====== TASK MATERIAL
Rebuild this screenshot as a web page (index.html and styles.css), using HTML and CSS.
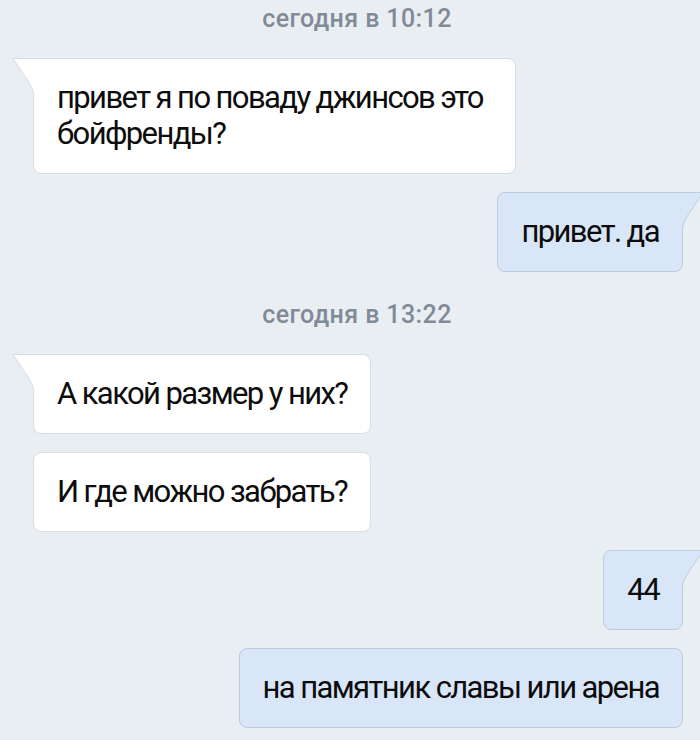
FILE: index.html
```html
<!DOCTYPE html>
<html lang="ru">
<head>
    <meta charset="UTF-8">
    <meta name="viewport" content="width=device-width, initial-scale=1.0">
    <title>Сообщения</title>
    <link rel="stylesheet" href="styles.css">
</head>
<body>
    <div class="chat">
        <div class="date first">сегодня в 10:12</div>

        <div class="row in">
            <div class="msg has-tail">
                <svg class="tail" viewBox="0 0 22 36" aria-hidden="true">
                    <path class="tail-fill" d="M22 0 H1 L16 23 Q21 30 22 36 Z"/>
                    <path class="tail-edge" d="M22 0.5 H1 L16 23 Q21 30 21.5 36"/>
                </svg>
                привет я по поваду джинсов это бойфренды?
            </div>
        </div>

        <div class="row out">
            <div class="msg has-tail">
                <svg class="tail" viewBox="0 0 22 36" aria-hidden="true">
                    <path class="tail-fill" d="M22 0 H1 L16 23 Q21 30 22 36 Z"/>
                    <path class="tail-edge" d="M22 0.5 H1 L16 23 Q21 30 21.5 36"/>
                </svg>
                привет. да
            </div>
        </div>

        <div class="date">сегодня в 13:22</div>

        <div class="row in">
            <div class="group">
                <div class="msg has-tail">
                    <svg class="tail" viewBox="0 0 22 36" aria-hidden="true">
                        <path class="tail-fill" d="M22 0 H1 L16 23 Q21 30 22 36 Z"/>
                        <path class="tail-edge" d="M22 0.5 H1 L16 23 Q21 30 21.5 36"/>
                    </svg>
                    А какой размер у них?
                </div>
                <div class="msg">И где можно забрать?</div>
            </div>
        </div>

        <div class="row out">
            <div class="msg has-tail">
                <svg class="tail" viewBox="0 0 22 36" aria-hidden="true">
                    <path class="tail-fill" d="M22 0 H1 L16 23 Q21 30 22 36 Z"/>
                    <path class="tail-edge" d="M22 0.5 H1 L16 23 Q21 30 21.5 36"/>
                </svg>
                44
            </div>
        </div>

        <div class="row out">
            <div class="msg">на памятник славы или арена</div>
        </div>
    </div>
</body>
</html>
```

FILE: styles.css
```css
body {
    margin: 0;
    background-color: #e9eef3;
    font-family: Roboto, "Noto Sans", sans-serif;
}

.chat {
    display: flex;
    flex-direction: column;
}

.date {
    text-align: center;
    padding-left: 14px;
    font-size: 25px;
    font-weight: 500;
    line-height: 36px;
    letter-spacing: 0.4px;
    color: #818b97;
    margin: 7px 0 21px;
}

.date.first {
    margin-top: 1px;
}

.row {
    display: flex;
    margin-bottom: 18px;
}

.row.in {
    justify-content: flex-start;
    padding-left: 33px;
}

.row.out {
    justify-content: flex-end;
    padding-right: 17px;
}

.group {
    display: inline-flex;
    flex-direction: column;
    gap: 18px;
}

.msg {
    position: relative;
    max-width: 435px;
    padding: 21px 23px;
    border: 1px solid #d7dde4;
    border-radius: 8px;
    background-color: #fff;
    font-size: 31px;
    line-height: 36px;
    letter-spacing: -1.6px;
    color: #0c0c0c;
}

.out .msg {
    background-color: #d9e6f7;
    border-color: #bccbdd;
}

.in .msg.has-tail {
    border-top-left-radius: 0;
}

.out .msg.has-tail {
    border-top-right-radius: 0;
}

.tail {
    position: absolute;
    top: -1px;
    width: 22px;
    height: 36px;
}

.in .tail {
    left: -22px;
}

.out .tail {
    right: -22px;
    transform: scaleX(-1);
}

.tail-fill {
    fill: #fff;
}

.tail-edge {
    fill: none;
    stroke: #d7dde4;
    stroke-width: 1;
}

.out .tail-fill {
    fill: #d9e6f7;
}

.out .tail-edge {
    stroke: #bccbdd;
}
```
============
====== TASK MATERIAL
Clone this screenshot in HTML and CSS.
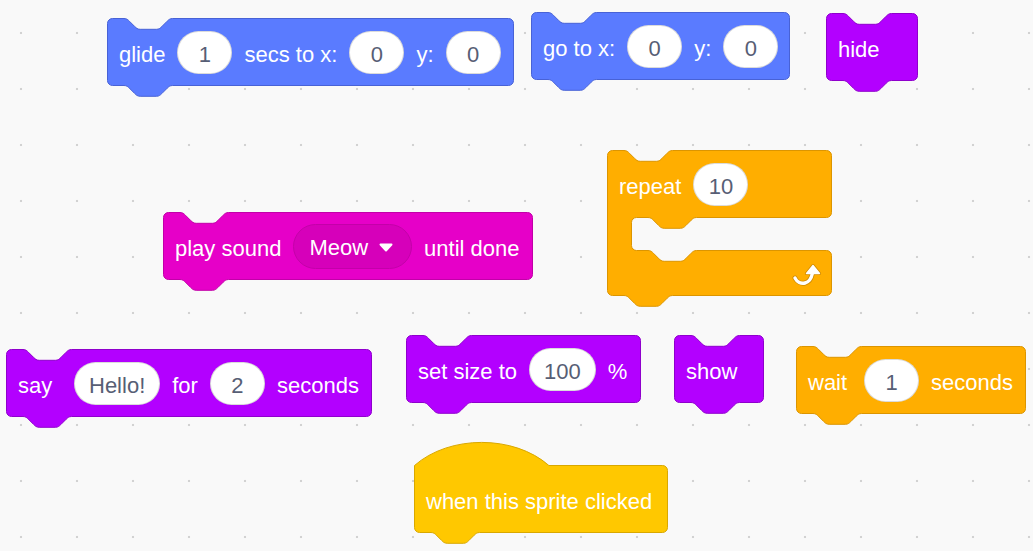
============
====== TASK MATERIAL
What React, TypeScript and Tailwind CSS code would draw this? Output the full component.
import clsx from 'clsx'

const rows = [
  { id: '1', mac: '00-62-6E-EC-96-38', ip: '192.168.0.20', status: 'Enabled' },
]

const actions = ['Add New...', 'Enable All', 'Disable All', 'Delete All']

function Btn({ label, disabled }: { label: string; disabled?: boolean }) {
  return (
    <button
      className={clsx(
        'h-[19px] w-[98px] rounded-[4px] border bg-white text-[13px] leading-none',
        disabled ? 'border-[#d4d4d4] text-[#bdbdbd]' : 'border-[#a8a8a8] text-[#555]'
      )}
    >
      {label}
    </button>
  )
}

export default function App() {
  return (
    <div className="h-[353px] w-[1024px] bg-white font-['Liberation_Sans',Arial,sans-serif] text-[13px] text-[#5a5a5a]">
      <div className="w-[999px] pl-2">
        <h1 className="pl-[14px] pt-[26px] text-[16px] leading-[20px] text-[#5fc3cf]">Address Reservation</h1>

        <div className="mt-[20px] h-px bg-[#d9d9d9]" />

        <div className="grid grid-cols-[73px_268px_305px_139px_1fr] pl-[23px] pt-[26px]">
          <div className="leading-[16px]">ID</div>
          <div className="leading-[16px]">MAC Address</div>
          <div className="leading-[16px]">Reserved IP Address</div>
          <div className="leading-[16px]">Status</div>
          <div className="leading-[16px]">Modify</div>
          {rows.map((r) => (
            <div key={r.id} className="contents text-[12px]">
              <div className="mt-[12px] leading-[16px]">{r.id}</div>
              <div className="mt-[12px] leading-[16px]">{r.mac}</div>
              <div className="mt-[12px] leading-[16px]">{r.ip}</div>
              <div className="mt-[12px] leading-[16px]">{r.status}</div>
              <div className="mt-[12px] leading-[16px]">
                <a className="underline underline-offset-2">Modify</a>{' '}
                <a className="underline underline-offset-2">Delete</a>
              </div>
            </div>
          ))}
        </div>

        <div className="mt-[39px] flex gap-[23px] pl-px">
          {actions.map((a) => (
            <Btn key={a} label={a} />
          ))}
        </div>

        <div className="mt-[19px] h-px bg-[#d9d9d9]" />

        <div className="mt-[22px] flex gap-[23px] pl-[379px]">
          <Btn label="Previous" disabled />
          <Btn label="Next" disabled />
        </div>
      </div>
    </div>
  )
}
============
● SHORT EXERCISE
How many of the lines above include the word "this"? Respond with the number alone.

● EXERCISE ANSWER
3